A use case for the latter: suppose program A only natively supports attaching to a file source via officially non-standard but reasonably widely supported APIs, but nonetheless the operator is kept from using A because they are forced to use a runtime where these APIs are not available. Program Z is written as a self-contained but mostly useless script that puts a text input on the screen meant to accepting the textual output of xxd or od (by way of the clipboard), attempts to reconstruct it into a buffer while assuming that it's a well-formed ZIP file, thus creating a read-only in-memory file system from the buffer, and then outputting a ZIP by default. We should offer a way to compose programs A and Z such that Z is given initial control, and then A is given control—being able to make use of Z's in-memory filesystem.
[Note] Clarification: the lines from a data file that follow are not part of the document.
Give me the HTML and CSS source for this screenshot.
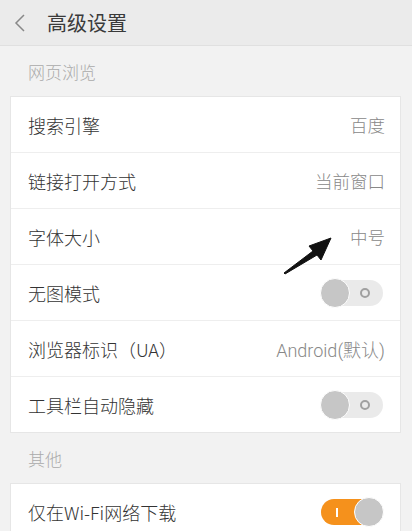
FILE: index.html
```html
<!DOCTYPE html>
<html lang="zh-CN">
<head>
<meta charset="utf-8">
<title>高级设置</title>
<link rel="stylesheet" href="styles.css">
</head>
<body>
<div class="page">
  <header class="topbar">
    <svg class="back" width="14" height="20" viewBox="0 0 14 20"><path d="M11 2 L3 10 L11 18" fill="none" stroke="#888" stroke-width="1.5"/></svg>
    <span class="title">高级设置</span>
  </header>
  <div class="section-label">网页浏览</div>
  <div class="card">
    <div class="row"><span class="label">搜索引擎</span><span class="value">百度</span></div>
    <div class="row"><span class="label">链接打开方式</span><span class="value">当前窗口</span></div>
    <div class="row"><span class="label">字体大小</span><span class="value">中号</span></div>
    <div class="row"><span class="label">无图模式</span><span class="toggle off"><span class="knob"></span><span class="ring"></span></span></div>
    <div class="row"><span class="label">浏览器标识（UA）</span><span class="value ua">Android(默认)</span></div>
    <div class="row"><span class="label">工具栏自动隐藏</span><span class="toggle off"><span class="knob"></span><span class="ring"></span></span></div>
  </div>
  <div class="section-label">其他</div>
  <div class="card">
    <div class="row"><span class="label">仅在Wi-Fi网络下载</span><span class="toggle on"><span class="bar"></span><span class="knob"></span></span></div>
  </div>
  <svg class="arrow" width="56" height="44" viewBox="0 0 56 44">
    <path d="M4 39 L33 17 L29 12 L51 4 L41 26 L37 21 L5 40 Z" fill="#111" stroke="#111" stroke-width="1" stroke-linejoin="round"/>
  </svg>
</div>
</body>
</html>
```
FILE: styles.css
```css
* { box-sizing: border-box; }
html, body { margin: 0; padding: 0; }
body {
  background: #f2f2f2;
  font-family: "Noto Sans CJK SC", "Roboto", sans-serif;
  width: 412px;
  height: 531px;
  overflow: hidden;
}
.page { position: relative; }
.topbar {
  height: 46px;
  background: #ebebeb;
  border-bottom: 1px solid #e0e0e0;
  display: flex;
  align-items: center;
  padding-left: 13px;
}
.back { margin-right: 20px; margin-top: 1px; }
.title { font-size: 20px; color: #3a3a3a; line-height: 1; }
.section-label {
  height: 50px;
  display: flex;
  align-items: center;
  padding-left: 28px;
  font-size: 17px;
  font-weight: 300;
  color: #aaaaaa;
}
.card {
  margin: 0 11px 0 10px;
  background: #fff;
  border: 1px solid #e6e6e6;
}
.row {
  height: 56px;
  display: flex;
  align-items: center;
  justify-content: space-between;
  padding: 0 15px 0 17px;
  border-top: 1px solid #eeeeee;
}
.row:first-child { border-top: none; height: 55px; }
.label { font-size: 18px; font-weight: 300; color: #333; }
.value { font-size: 17.5px; font-weight: 300; color: #888; }
.value.ua { font-family: "Roboto", "Noto Sans CJK SC", sans-serif; font-size: 18px; }
.toggle {
  position: relative;
  width: 62px;
  height: 26px;
  border-radius: 13px;
  margin-right: 2px;
}
.toggle.off { background: #eaeaea; }
.toggle.on { background: #f5911c; }
.knob {
  position: absolute;
  top: -2px;
  width: 30px;
  height: 30px;
  border-radius: 50%;
  background: #c6c6c6;
  border: 1px solid #fff;
}
.toggle.off .knob { left: -1px; }
.toggle.on .knob { right: -1px; }
.ring {
  position: absolute;
  left: 39px;
  top: 8px;
  width: 10px;
  height: 10px;
  border-radius: 50%;
  border: 2px solid #a0a0a0;
}
.bar {
  position: absolute;
  left: 15px;
  top: 9px;
  width: 2px;
  height: 9px;
  background: #fff;
}
.arrow {
  position: absolute;
  left: 280px;
  top: 234px;
}
```
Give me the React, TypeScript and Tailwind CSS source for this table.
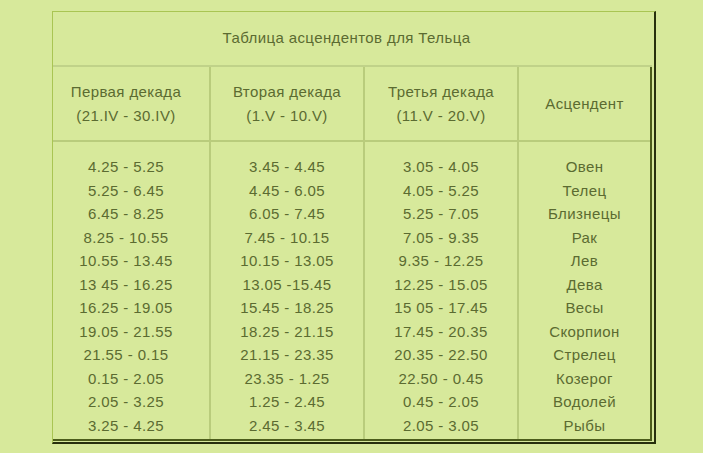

Furthermore, keeping our use case in mind, whatever the process entails for linking A and Z into a single self-contained object, this should be trivial to do by hand, given only access to a dumb text editor and the compilation texts of A and Z.

(One approach is to exploit the fact that Z is authored with the a priori assumption that it will be used in this way, and simply design Z such that it accepts as a second textual input the program text for A--or any other valid triple script--analyzes A for conformance to a particular protocol, and then attempts to do its own chainloading internally. This is less than ideal that the "reified pipelines" approach described above.)